La Madre con Cojones

Tras la muerte de mi abuelo, mi abuela paterna vino a vivir al sur de Francia, como nosotros. Compró una casa en una estación termal, a treinta kilómetros de la ciudad donde residíamos. Era una mujer muy delgada, morena, como yo, que medía un metro setenta y siete. Su cara, demacrada, traslucía una sorprendente severidad e inteligencia. Era hija natural.

Su madre había trabajado de bordadora en una familia judía, y esta había protegido y dado una educación a su hi a. Mi abuela debía su bagaje intelectual a ese clan cuyo nombre reluce en el firmamento de las grandes familias de las finanzas internacionales.
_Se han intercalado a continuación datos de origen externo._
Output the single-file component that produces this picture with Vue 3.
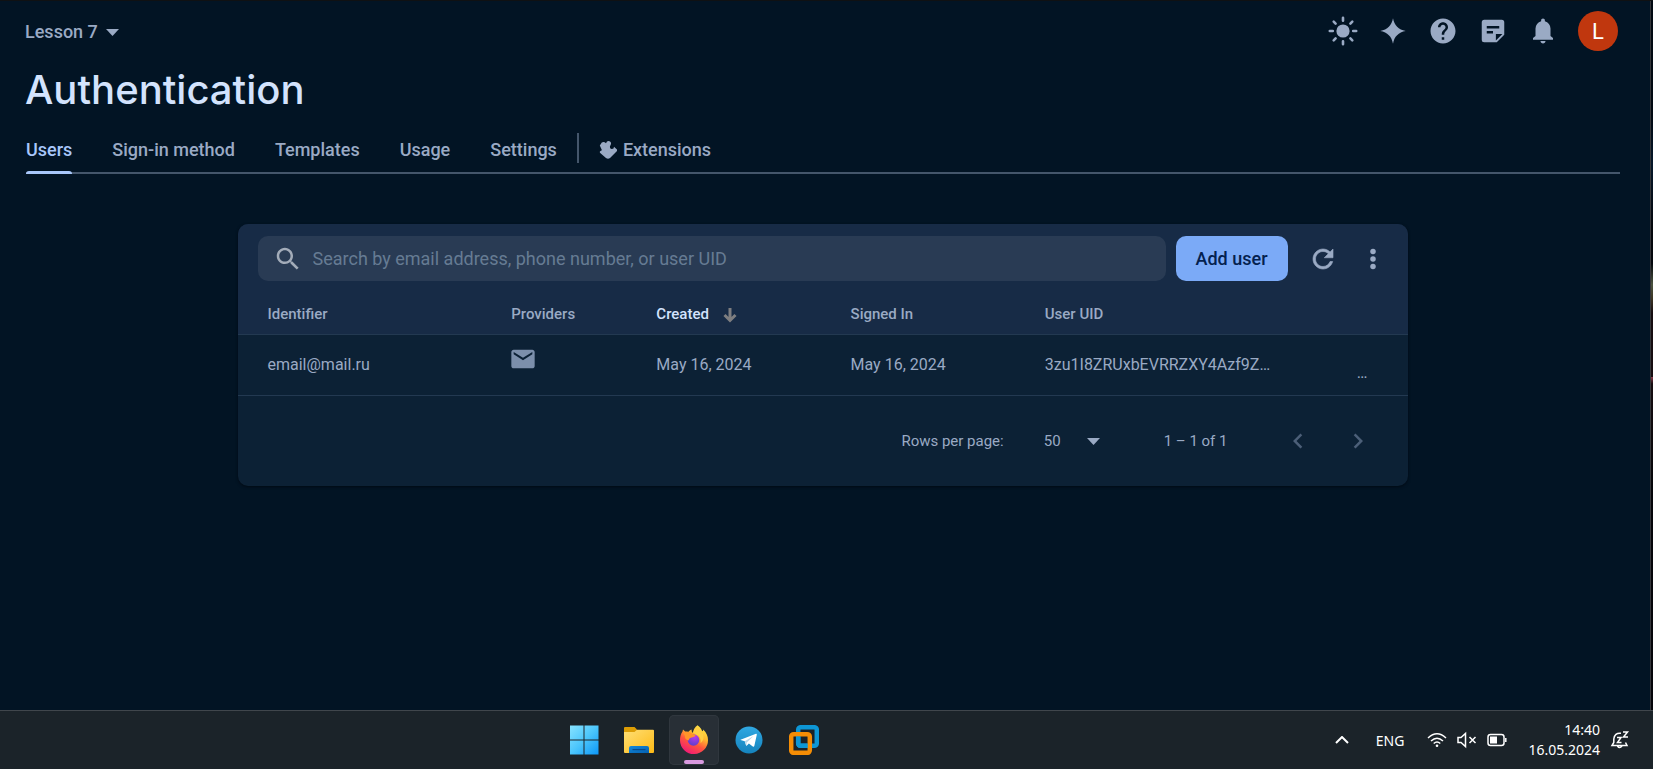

Acumular en aquella época tantos títulos universitarios era algo poco corriente. Consideraba a sus parientes unos miserables e incultos descreídos. Altiva, orgullosa, despectiva, odiaba profundamente a mi madre, aunque la respetara. La tenía por una intrigante, y, evidentemente, yo sólo era el resultado inmundo de una diabólica boda desigual. No, yo no era su nieta.

Mi abuela martirizaba a mi abuelo. Le prohibía fumar. Cada vez que le sorprendía, él se metía el cigarrillo en el bolsillo del pantalón. En una ocasión, sufrió serias quemaduras.

Yo había bautizado a esa abuela «la Madre con Cojones». La detestaba. Ella me llamaba «pequeña estúpida». Odiaba relacionarse con los vecinos. Yo le había oído tratar a su vecina de «escoria de bidé», de «hez de la humanidad».

El único vecino por el que sentía aprecio era un viejo médico con un pasado mítico. Había conocido bien el mundillo del espectáculo de su época. Su destino, sin embargo, quiso abrumarle con desgracias. Su hija había sido atropellada en Montecarlo por el coche de Isadora Duncan, y, como consecuencia de la tragedia, su mujer murió loca. Había ocupado el puesto de médico responsable del Casino de Montecarlo.

Asistía de balde a los pobres. Era sucio hasta la repugnancia, y llevaba los pantalones perdidos de lamparones de orina. Vivía rodeado de más de veinte gatos y de montones de inmundicias. Mi abuela, una mujer limpia, ordenada y meticulosa, se empeñaba en no ver nada de todo eso. Imponía al médico en las comidas familiares. Nadie protestaba, ni siquiera mi madre.

En cierta ocasión estalló una discusión en esa pareja heteróclita, y mi abuela se humilló para recuperar la complicidad de aquel hombre. Cuando él pasaba ante la casa, ella le llamaba, agitada y estremecida. Alzaba él entonces su sombrero y la saludaba respetuosamente, diciendo: «Buenos días, señooooora», y proseguía su camino sin detenerse. La situación duró el tiempo suficiente para sacar a mi abuela de sus casillas. Y decidió ser menos arrogante con el honorable anciano. ¿Cuál fue la naturaleza exacta de sus relaciones? Toda la familia sentía curiosidad por saberlo.

Esta abuela, tan dura y malvada, murió de pena poco después de la muerte de mi padre, su hijo. Yo no me había dado cuenta de cuánto le había querido ella, pese a la decepción que había sufrido al verle casarse con mi madre. Es muy probable que mi abuela y yo perdiéramos la oportunidad de trabar una gran amistad. Analicé los puntos que ella tenía en común con mi padre, con mi tía, conmigo. Me sentí terriblemente alterada al comprobar cuán poco sabía de ella. Su severidad y frialdad ocultaban sin duda un corazón sensible.